Atiyah and Bott ( (Atiyah & Bott, 1983) equation 3.4) noted that the horizontal lift of two vector fields may have a vertical component when taking their Lie bracket, and identified this vertical component with the curvature. This forms an obstruction to splitting the Atiyah sequence of Lie algebras \[\text{vertical vector fields on }P \hookrightarrow \text{vector fields on }P \xrightarrow[]{\mathrm{lift}\circ\pi} \text{horizontal vector fields on }P.\] despite the splitting at the level of vector spaces.

In HoTT the analogue of bracketing two vector fields is (presumably) composing two paths \(p,q:a=_\ensuremath{\mathbb{M}}b\) to form a loop \(p\cdot q^{-1}\). The curvature can be seen by noting that the transport automorphism around the loop can be nontrivial, as discussed earlier in the note.
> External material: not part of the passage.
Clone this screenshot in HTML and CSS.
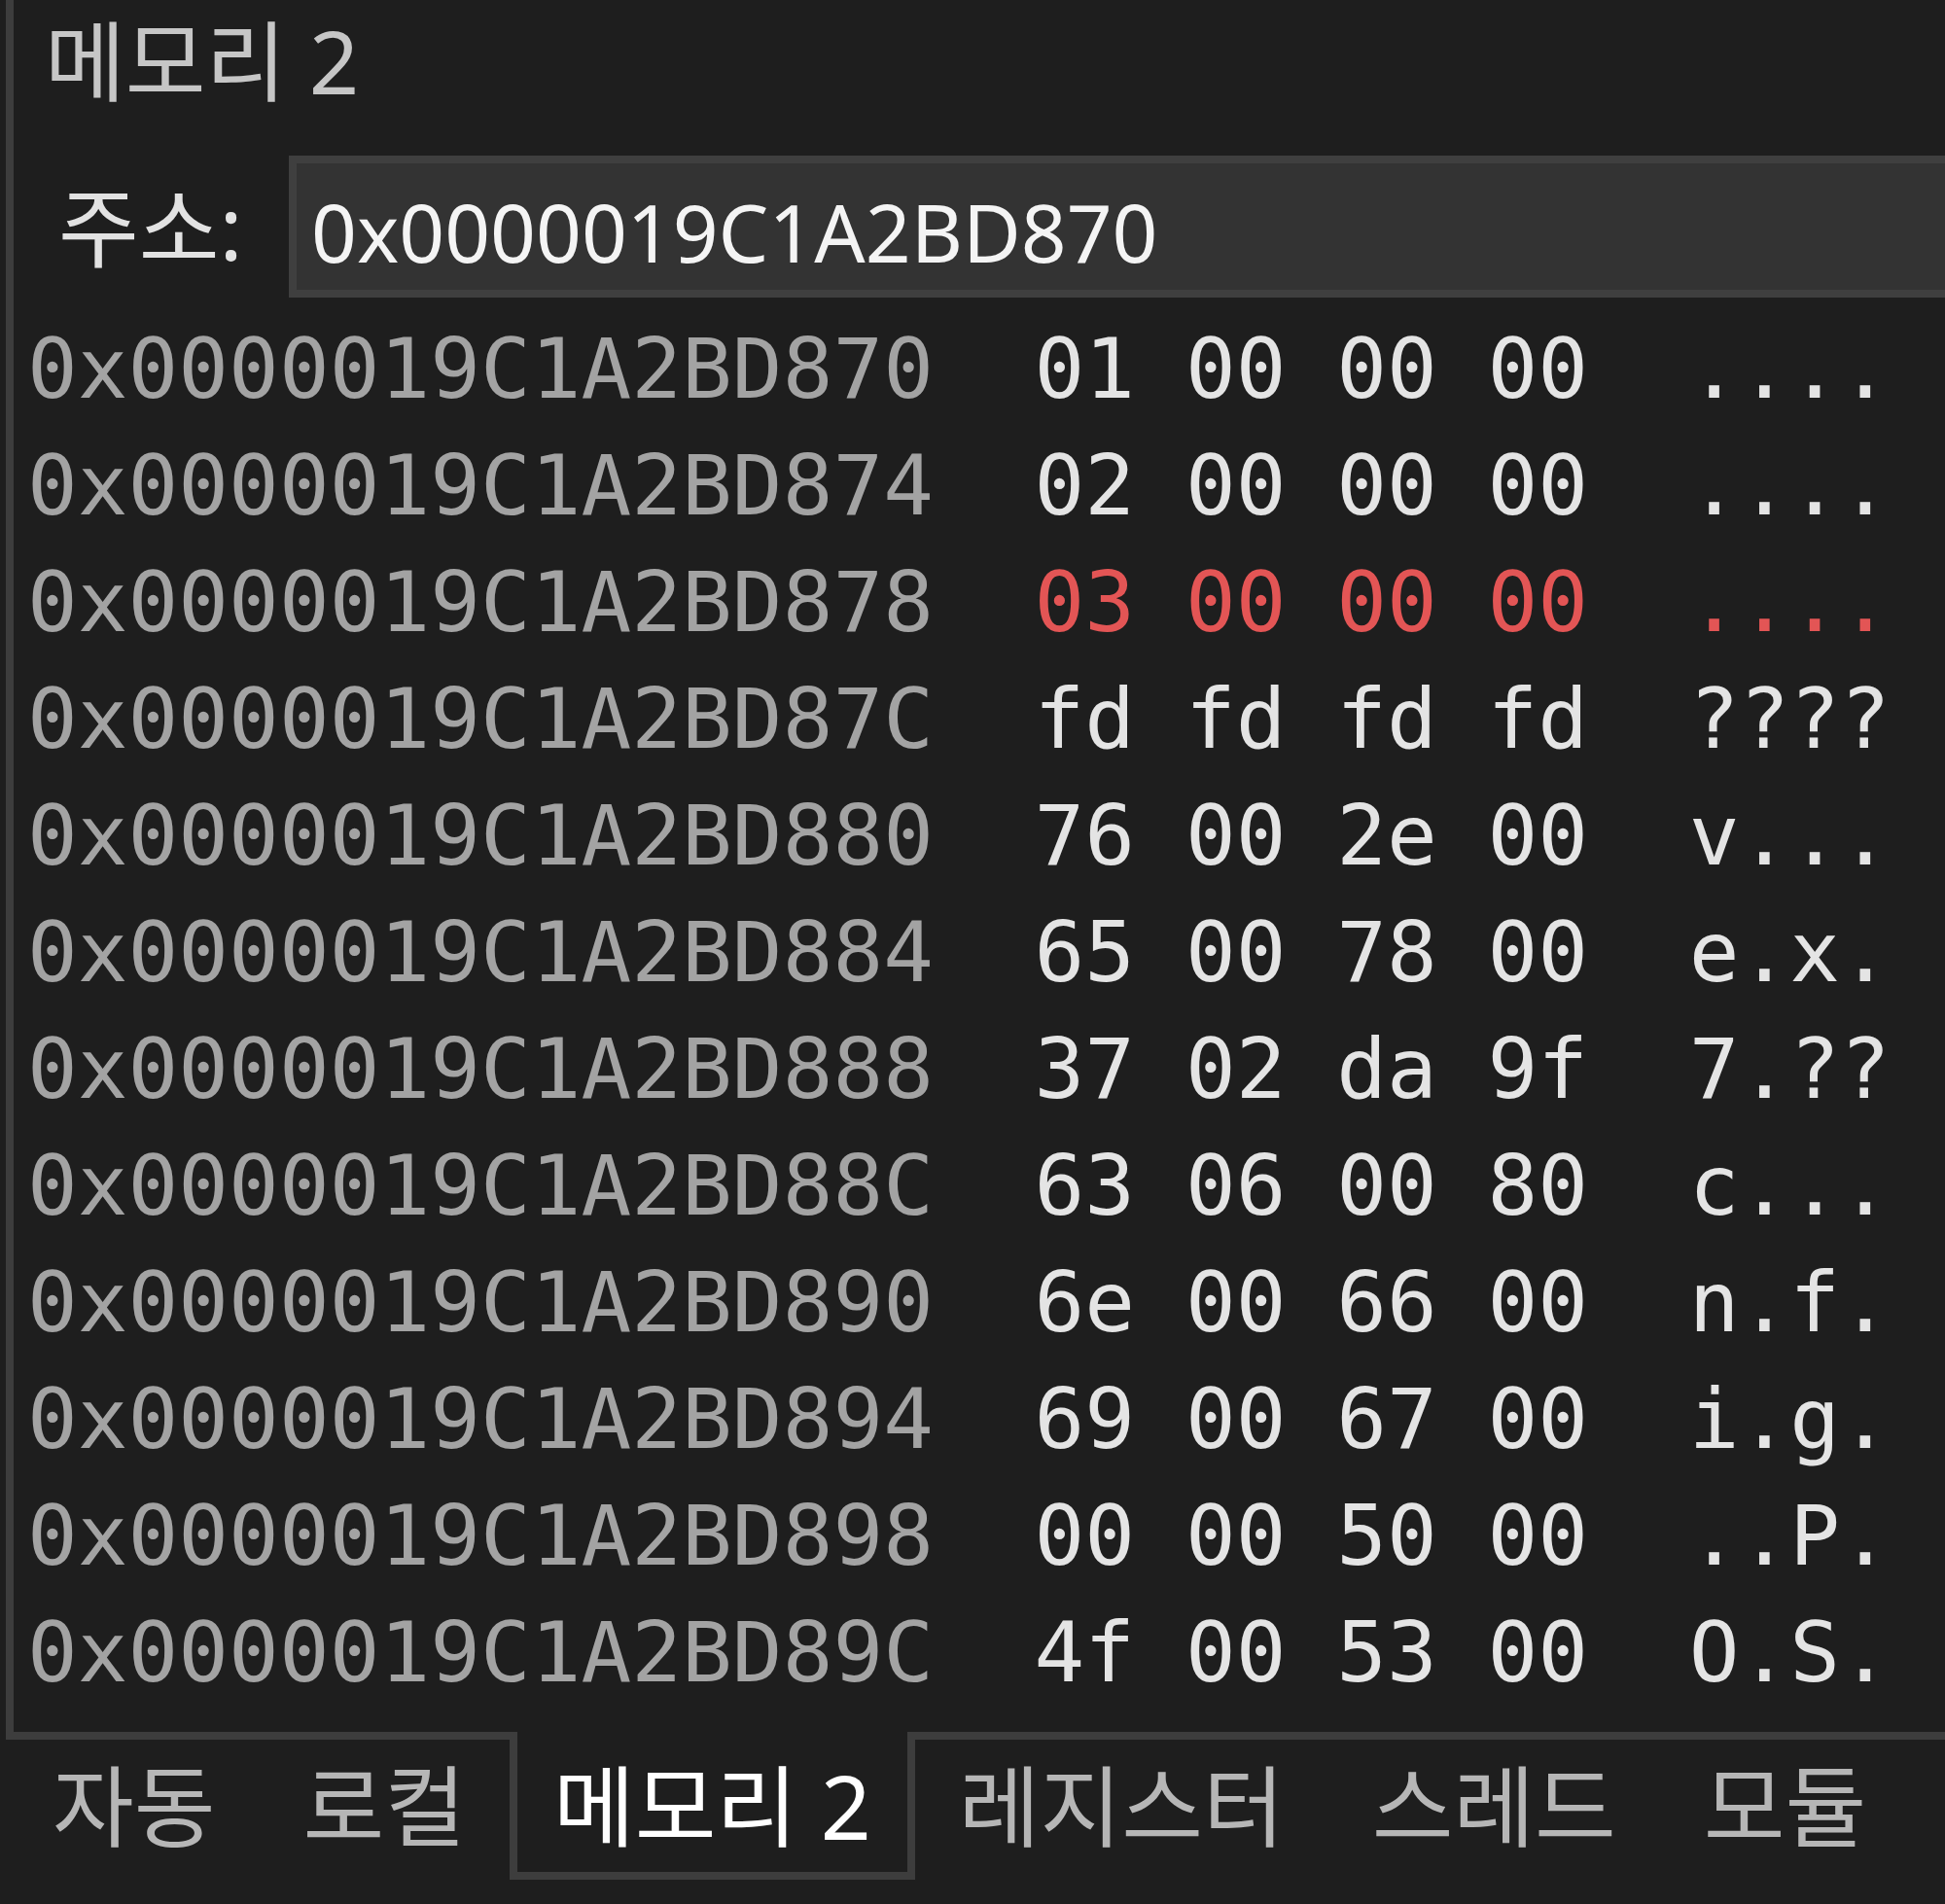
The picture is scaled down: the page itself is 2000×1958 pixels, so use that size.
FILE: index.html
```html
<!DOCTYPE html>
<html lang="ko">
<head>
<meta charset="utf-8">
<title>메모리 2</title>
<link rel="stylesheet" href="styles.css">
</head>
<body>
<div class="window">
  <div class="panel">
    <div class="title">메모리 2</div>
    <div class="addrbar">
      <span class="addr-label">주소:</span>
      <div class="addr-input">0x0000019C1A2BD870</div>
    </div>
    <div class="rows">
      <div class="row"><span class="a">0x0000019C1A2BD870</span>  <span class="b">01 00 00 00</span>  <span class="c">....</span></div>
      <div class="row"><span class="a">0x0000019C1A2BD874</span>  <span class="b">02 00 00 00</span>  <span class="c">....</span></div>
      <div class="row changed"><span class="a">0x0000019C1A2BD878</span>  <span class="b">03 00 00 00</span>  <span class="c">....</span></div>
      <div class="row"><span class="a">0x0000019C1A2BD87C</span>  <span class="b">fd fd fd fd</span>  <span class="c">????</span></div>
      <div class="row"><span class="a">0x0000019C1A2BD880</span>  <span class="b">76 00 2e 00</span>  <span class="c">v...</span></div>
      <div class="row"><span class="a">0x0000019C1A2BD884</span>  <span class="b">65 00 78 00</span>  <span class="c">e.x.</span></div>
      <div class="row"><span class="a">0x0000019C1A2BD888</span>  <span class="b">37 02 da 9f</span>  <span class="c">7.??</span></div>
      <div class="row"><span class="a">0x0000019C1A2BD88C</span>  <span class="b">63 06 00 80</span>  <span class="c">c...</span></div>
      <div class="row"><span class="a">0x0000019C1A2BD890</span>  <span class="b">6e 00 66 00</span>  <span class="c">n.f.</span></div>
      <div class="row"><span class="a">0x0000019C1A2BD894</span>  <span class="b">69 00 67 00</span>  <span class="c">i.g.</span></div>
      <div class="row"><span class="a">0x0000019C1A2BD898</span>  <span class="b">00 00 50 00</span>  <span class="c">..P.</span></div>
      <div class="row"><span class="a">0x0000019C1A2BD89C</span>  <span class="b">4f 00 53 00</span>  <span class="c">O.S.</span></div>
    </div>
  </div>
  <div class="tabs">
    <div class="tab">자동</div>
    <div class="tab">로컬</div>
    <div class="tab active">메모리 2</div>
    <div class="tab">레지스터</div>
    <div class="tab">스레드</div>
    <div class="tab">모듈</div>
  </div>
</div>
</body>
</html>
```
FILE: styles.css
```css
html, body {
  margin: 0;
  padding: 0;
  background: #1e1e1e;
}
body {
  width: 2000px;
  height: 1958px;
  overflow: hidden;
  font-family: "Noto Sans", "Noto Sans CJK KR", sans-serif;
}
.window {
  padding-left: 6px;
}
.panel {
  border-left: 8px solid #3d3d3d;
  border-bottom: 8px solid #3d3d3d;
  height: 1789px;
  box-sizing: border-box;
  overflow: hidden;
}
.title {
  height: 160px;
  box-sizing: border-box;
  padding-left: 32px;
  font-size: 90px;
  line-height: 124px;
  color: #c6c6c6;
  white-space: nowrap;
}
.addrbar {
  display: flex;
  align-items: stretch;
  height: 146px;
}
.addr-label {
  flex: 0 0 283px;
  box-sizing: border-box;
  padding-left: 46px;
  font-size: 90px;
  line-height: 146px;
  color: #e2e2e2;
  white-space: nowrap;
}
.addr-input {
  flex: 1 0 1800px;
  background: #333333;
  border: 8px solid #3f3f3f;
  border-right: none;
  box-sizing: border-box;
  padding: 10px 0 0 15px;
  font-size: 82px;
  line-height: 120px;
  color: #f4f4f4;
  white-space: nowrap;
}
.rows {
  padding-top: 13px;
  padding-left: 14px;
}
.row {
  height: 120px;
  font-family: "DejaVu Sans Mono", "Liberation Mono", monospace;
  font-size: 86px;
  line-height: 120px;
  white-space: pre;
  color: #e4e4e4;
}
.row .a {
  color: #a3a3a3;
}
.row.changed .b,
.row.changed .c {
  color: #e35555;
}
.tabs {
  display: flex;
  margin-top: -8px;
  padding-left: 3px;
}
.tab {
  height: 152px;
  box-sizing: border-box;
  padding: 8px 37px 0;
  border: 8px solid transparent;
  border-top: none;
  font-size: 91px;
  line-height: 136px;
  color: #b6b6b6;
  white-space: nowrap;
}
.tab.active {
  background: #1e1e1e;
  border-color: #3d3d3d;
  color: #ffffff;
}
```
In this century mathematicians in HoTT and HoTT-adjacent fields sought an integrated Atiyah sequence, including Urs Schreiber (nLab authors, 2024) (Schreiber, 2006). This would be a Lie groupoidal version of the Atiyah sequence of Lie algebras. If a groupoid extension could be examined, the thinking went, a link could be sought to Schreier theory. Tying everything together we see that the desired groupoid is just the type \(P\) itself! To tie this with Schreier theory, we’ll recall that David Jaz Myers showed that we have an equivalence between the type of extensions of a group \(G\) by a group \(F\) and the actions of \(G\) on a delooping \(BF\): \[\mathrm{Ext}(G; F) \simeq (BG \,\cdot\!\to\mathop{\mathrm{BAut}}(BF))\] (see (Myers, 2022) Theorem 2.5.7). Our type of classifying maps \(\ensuremath{\mathbb{M}}\to\mathrm{EM}(\ensuremath{\mathbb{Z}},1)\) can be seen as extensions of \(\pi_1(\ensuremath{\mathbb{M}})\) by the group \(\mathop{\mathrm{Aut}}S^1\). Such extensions that are furthermore principal fibrations are the oriented ones, as we showed before. What a lovely reframing of principal bundles.